Sequence diagram. The SLR-based refocusing pulses of the twice refocussed spin echo sequence have been replaced by TR-FOCI pulses with a pulse length of 10ms. For SAR reduction their B1 amplitude (red boxes) was jointly optimised on a slice-by-slice basis. [Figure taken from [4]].

Phantom experiment. Phantom b0 images (a) for SLR-based (top row) and TR-FOCI based without (middle) and with (bottom row) slice-by-slice B1 amplitude adjustments. Both TR-FOCI acquisitions show greater signal recovery. Flip angle maps (b) highlight varying B1 requirements for different slices and even in the phantom this enabled a 28% SAR reduction axially. Line profile (c) in phantom positions show no discernible difference between the original constant high-power TR-FOCI and the slice-by-slice B1 amplitude optimised acquisition, validating the desired functionality.

Flip angle maps. Mean and standard deviation across flip angle maps in the human brain across coronal, sagittal and axial slices. Coronal and sagittal maps show most variation of B1 within each slice and only a moderate variation of mean B1 performance across slices; axial slices show less intra-slice variation and a good differentiation between poor B1 areas (bottom of the brain) and good B1 areas (top of the brain). This indicates that this orientation has the most to gain from a slice-by-slice adjustment of the RF pulse.

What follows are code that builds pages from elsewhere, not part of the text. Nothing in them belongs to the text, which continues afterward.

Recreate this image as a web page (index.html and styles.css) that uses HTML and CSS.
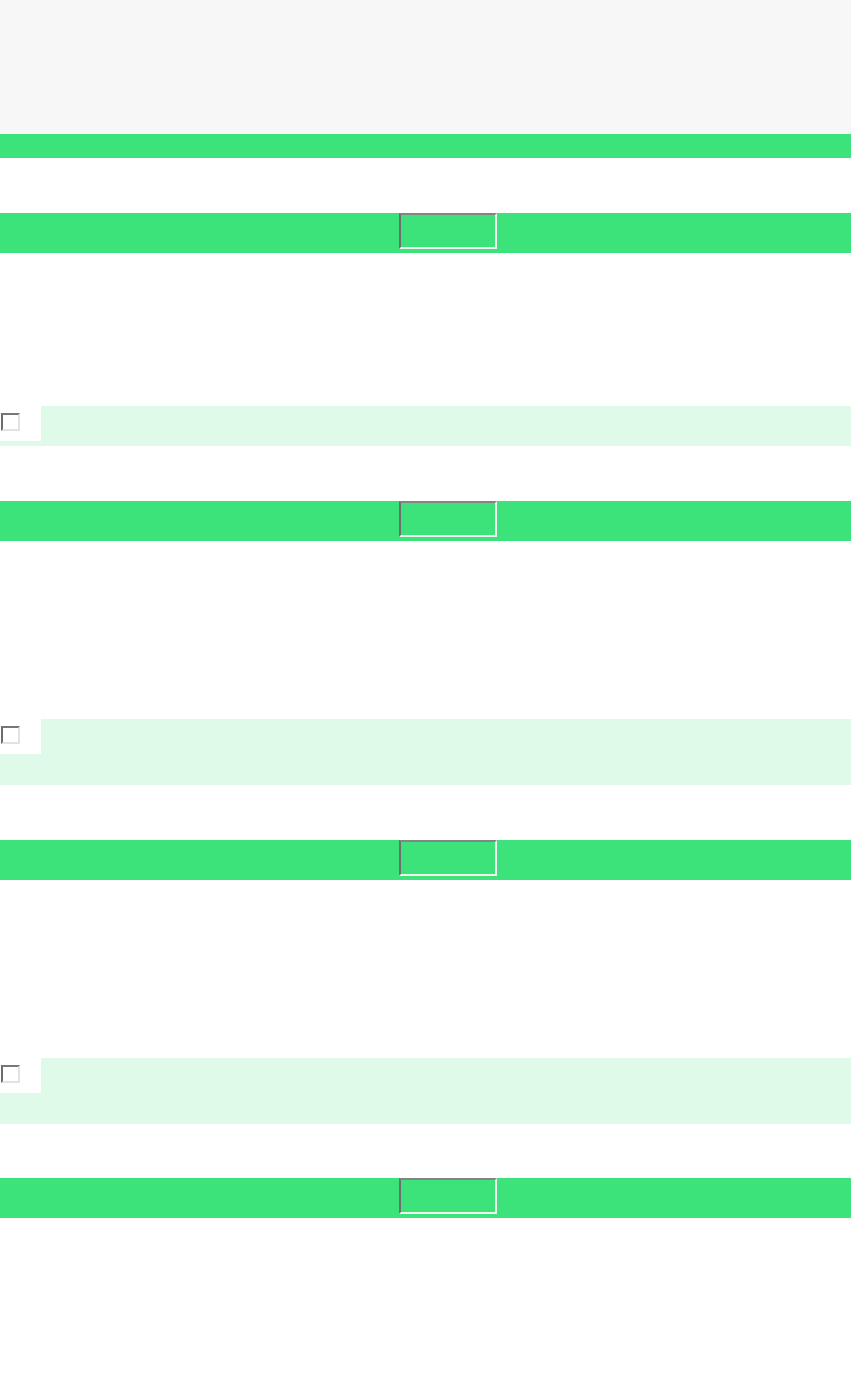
FILE: index.html
```html
<!DOCTYPE html>
<html>
<head>
<meta charset="utf-8">
	<title></title>
	<link rel="stylesheet" href="styles.css">
</head>
<body>
	<div id="top"></div>
	<div id="strip"></div>

	<div class="bar"><span class="btn"></span></div>
	<div class="row short"><div class="box"><span class="check"></span></div></div>

	<div class="bar"><span class="btn"></span></div>
	<div class="row tall"><div class="box"><span class="check"></span></div></div>

	<div class="bar"><span class="btn"></span></div>
	<div class="row tall"><div class="box"><span class="check"></span></div></div>

	<div class="bar last"><span class="btn"></span></div>
</body>
</html>
```

FILE: styles.css
```css
body{margin: 0;padding: 0;background-color: #fff;font-family: "Liberation Sans", Arial, sans-serif;}

#top{height: 134px;background-color: #f7f7f7;}
#strip{height: 24px;background-color: #3ce37b;}

.bar{display: flex;justify-content: center;align-items: flex-start;height: 40px;padding-left: 45px;margin-top: 55px;background-color: #3ce37b;}
.bar.last{margin-top: 54px;}
.btn{display: block;width: 94px;height: 32px;border: 2px solid;border-color: #848484 #f0f0f0 #f0f0f0 #6f6f6f;}

.row{background-color: #dffae9;margin-top: 178px;}
.row.short{height: 40px;margin-top: 153px;}
.row.tall{height: 66px;}
.box{width: 41px;height: 35px;background-color: #fff;padding-top: 7px;box-sizing: border-box;}
.check{display: block;width: 15px;height: 14px;margin-left: 1px;background-color: #fff;border: 2px solid;border-color: #777 #e2e2e2 #e2e2e2 #6c6c6c;}
```
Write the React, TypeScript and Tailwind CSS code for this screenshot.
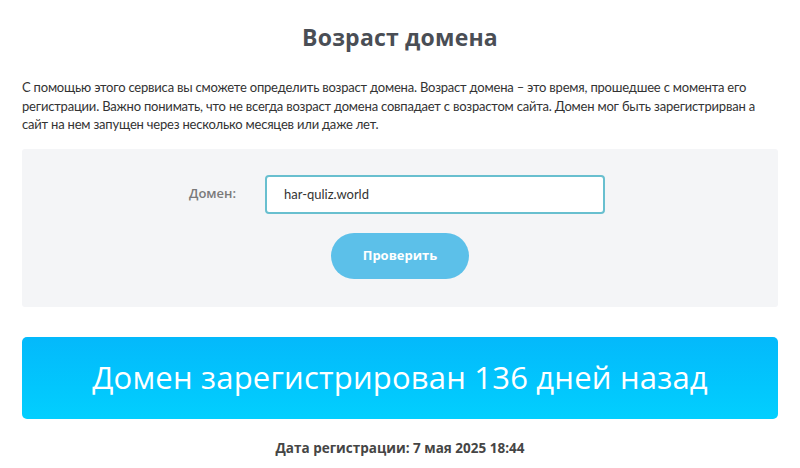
import React, { useState } from "react";

export default function App(): JSX.Element {
  const [domain, setDomain] = useState("har-quliz.world");

  return (
    <div className="w-[800px] h-[468px] bg-white px-[22px] overflow-hidden">
      <h1 className="pt-[23px] text-center text-[23px] leading-[28px] font-bold tracking-[0.2px] text-[#4a4e55] font-['Open_Sans',sans-serif]">
        Возраст домена
      </h1>

      <p className="mt-[27px] text-[13px] leading-[18.5px] tracking-[-0.2px] text-[#333] font-['Lato',sans-serif]">
        С помощью этого сервиса вы сможете определить возраст домена. Возраст домена – это время, прошедшее с момента его
        <br />
        регистрации. Важно понимать, что не всегда возраст домена совпадает с возрастом сайта. Домен мог быть
        зарегистрирван а
        <br />
        сайт на нем запущен через несколько месяцев или даже лет.
      </p>

      <form
        onSubmit={(e) => e.preventDefault()}
        className="mt-[15px] h-[158px] bg-[#f4f5f7] rounded-[3px] flex flex-col items-center pt-[26px]"
      >
        <div className="flex items-center ml-[-6px]">
          <label
            htmlFor="domain"
            className="w-[76px] text-[13px] font-semibold text-[#7a7a7a] font-['Open_Sans',sans-serif]"
          >
            Домен:
          </label>
          <input
            id="domain"
            type="text"
            value={domain}
            onChange={(e) => setDomain(e.target.value)}
            className="w-[340px] h-[39px] px-[17px] bg-white border-2 border-[#68bfcf] rounded-[4px] text-[13px] text-[#333] outline-none font-['Lato',sans-serif]"
          />
        </div>
        <button
          type="submit"
          className="mt-[19px] w-[138px] h-[46px] rounded-full bg-[#5cc0e9] text-white text-[13px] font-bold font-['Open_Sans',sans-serif]"
        >
          Проверить
        </button>
      </form>

      <div className="mt-[30px] h-[82px] rounded-[5px] bg-gradient-to-b from-[#04b9fb] to-[#02cffe] flex items-center justify-center">
        <span className="text-white text-[31px] font-normal tracking-[0.2px] font-['Open_Sans',sans-serif]">
          Домен зарегистрирован 136 дней назад
        </span>
      </div>

      <p className="mt-[19px] text-center text-[13.5px] font-bold text-[#454545] font-['Open_Sans',sans-serif]">
        Дата регистрации: 7 мая 2025 18:44
      </p>
    </div>
  );
}
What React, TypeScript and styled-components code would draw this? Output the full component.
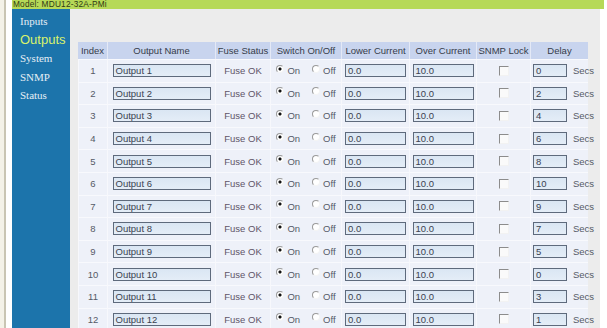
import styled, { createGlobalStyle } from 'styled-components'

const Global = createGlobalStyle`
  html, body {
    margin: 0;
    padding: 0;
    background: #ffffff;
    overflow: hidden;
  }
`

const Page = styled.div`
  display: flex;
  width: 607px;
  height: 328px;
  overflow: hidden;
  background: #ffffff;
`

const Edge = styled.div`
  width: 12px;
  flex: none;
  background: linear-gradient(to right, #f4f2e8 0, #f4f2e8 4px, #c9c5b3 4px, #c9c5b3 6px, #ffffff 6px);
`

const Main = styled.div`
  flex: 1;
  display: flex;
  flex-direction: column;
  min-width: 0;
`

const TopBar = styled.div`
  height: 9px;
  margin-right: 3px;
  background: #b6d957;
  font-family: Tahoma, 'Liberation Sans', Arial, sans-serif;
  font-size: 8.3px;
  line-height: 9px;
  color: #2f3a14;
  padding-left: 1px;
  letter-spacing: 0.2px;
`

const Body = styled.div`
  flex: 1;
  display: flex;
  min-height: 0;
`

const Sidebar = styled.div`
  width: 58px;
  flex: none;
  background: #1c74ab;
  padding: 3px 0 0 8px;
  box-sizing: border-box;
  display: flex;
  flex-direction: column;
`

const NavItem = styled.div<{ $active?: boolean }>`
  font-family: ${p => (p.$active ? "Tahoma, 'Liberation Sans', Arial, sans-serif" : "'Liberation Serif', 'Times New Roman', serif")};
  font-size: ${p => (p.$active ? '13px' : '11px')};
  color: ${p => (p.$active ? '#d9f26b' : '#e6eef5')};
  line-height: 18.5px;
  height: 18.5px;
`

const Content = styled.div`
  flex: 1;
  background: #ececec;
  padding: 33px 0 0 8px;
  margin-right: 7px;
  box-sizing: border-box;
  overflow: hidden;
`

const Table = styled.div`
  width: 510px;
  display: grid;
  grid-template-columns: 29px 108px 55px 71px 68px 67px 54px 58px;
  font-family: Tahoma, 'Liberation Sans', Arial, sans-serif;
  font-size: 9.5px;
  color: #555a66;
`

const Head = styled.div`
  background: #c8d4ee;
  height: 17px;
  display: flex;
  align-items: center;
  justify-content: center;
  color: #363c4a;
  border-left: 1px solid #e4e9f6;
  white-space: nowrap;
  &:first-child { border-left: none; }
`

const Cell = styled.div<{ $align?: string }>`
  background: #eef1f9;
  height: 22.6px;
  box-sizing: border-box;
  display: flex;
  align-items: center;
  justify-content: ${p => p.$align || 'center'};
  border-left: 1px solid #f7f8fc;
  border-top: 1px solid #f8f9fd;
  white-space: nowrap;
  padding: 0 2px;
`

const Field = styled.div<{ $w: number }>`
  width: ${p => p.$w}px;
  height: 13px;
  flex: none;
  box-sizing: border-box;
  border: 1px solid #5e6a7c;
  background: linear-gradient(#dae6f3, #e4edf7);
  font-size: 9.5px;
  line-height: 11px;
  padding-left: 2px;
  color: #3a4250;
  text-align: left;
`

const Fuse = styled.span`
  color: #5e5468;
`

const Radio = styled.span<{ $on?: boolean }>`
  display: inline-block;
  width: 8px;
  height: 8px;
  border-radius: 50%;
  box-sizing: border-box;
  border: 1px solid;
  border-color: #9a9a9a #f4f4f4 #f4f4f4 #9a9a9a;
  background: ${p => (p.$on ? 'radial-gradient(circle, #111 0, #111 1.3px, #fff 1.8px)' : '#fff')};
  margin-right: 3px;
  position: relative;
  top: -2px;
`

const Choice = styled.span`
  display: inline-flex;
  align-items: center;
  color: #555a68;
  font-size: 9.5px;
  margin: 0 6px;
`

const Check = styled.span`
  display: inline-block;
  width: 10px;
  height: 10px;
  box-sizing: border-box;
  border: 1px solid;
  border-color: #8c8c8c #f2f2f2 #f2f2f2 #8c8c8c;
  background: #fafafa;
`

const Secs = styled.span`
  margin-left: 6px;
  color: #555a66;
`

const delays = [0, 2, 4, 6, 8, 10, 9, 7, 5, 0, 3, 1]
const headers = ['Index', 'Output Name', 'Fuse Status', 'Switch On/Off', 'Lower Current', 'Over Current', 'SNMP Lock', 'Delay']

export default function App () {
  return (
    <>
      <Global />
      <Page>
        <Edge />
        <Main>
          <TopBar>Model: MDU12-32A-PMi</TopBar>
          <Body>
            <Sidebar>
              <NavItem>Inputs</NavItem>
              <NavItem $active>Outputs</NavItem>
              <NavItem>System</NavItem>
              <NavItem>SNMP</NavItem>
              <NavItem>Status</NavItem>
            </Sidebar>
            <Content>
              <Table>
                {headers.map(h => <Head key={h}>{h}</Head>)}
                {delays.map((d, i) => (
                  <Row key={i} index={i + 1} delay={d} />
                ))}
              </Table>
            </Content>
          </Body>
        </Main>
      </Page>
    </>
  )
}

const Row = ({ index, delay }: { index: number, delay: number }) => (
  <>
    <Cell>{index}</Cell>
    <Cell><Field $w={98}>Output {index}</Field></Cell>
    <Cell><Fuse>Fuse OK</Fuse></Cell>
    <Cell>
      <Choice><Radio $on />On</Choice>
      <Choice><Radio />Off</Choice>
    </Cell>
    <Cell><Field $w={61}>0.0</Field></Cell>
    <Cell><Field $w={61}>10.0</Field></Cell>
    <Cell><Check /></Cell>
    <Cell $align='flex-start'><Field $w={34}>{delay}</Field><Secs>Secs</Secs></Cell>
  </>
)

In vivo experiment. Healthy human volunteer b0 images (a) for SLR-based (top row) and TR-FOCI based (middle and bottom row) acquisitions. Low B1 in areas around the cerebellum (b) lead to strong signal dropouts in SLR-based acquisition, while the signal is better recovered from TR-FOCI based measurements. This is maintained across b-values (c). We found no discernible differences between high-power TR-FOCI and the slice-by-slice optimised acquisition despite a 31% reduction in SAR.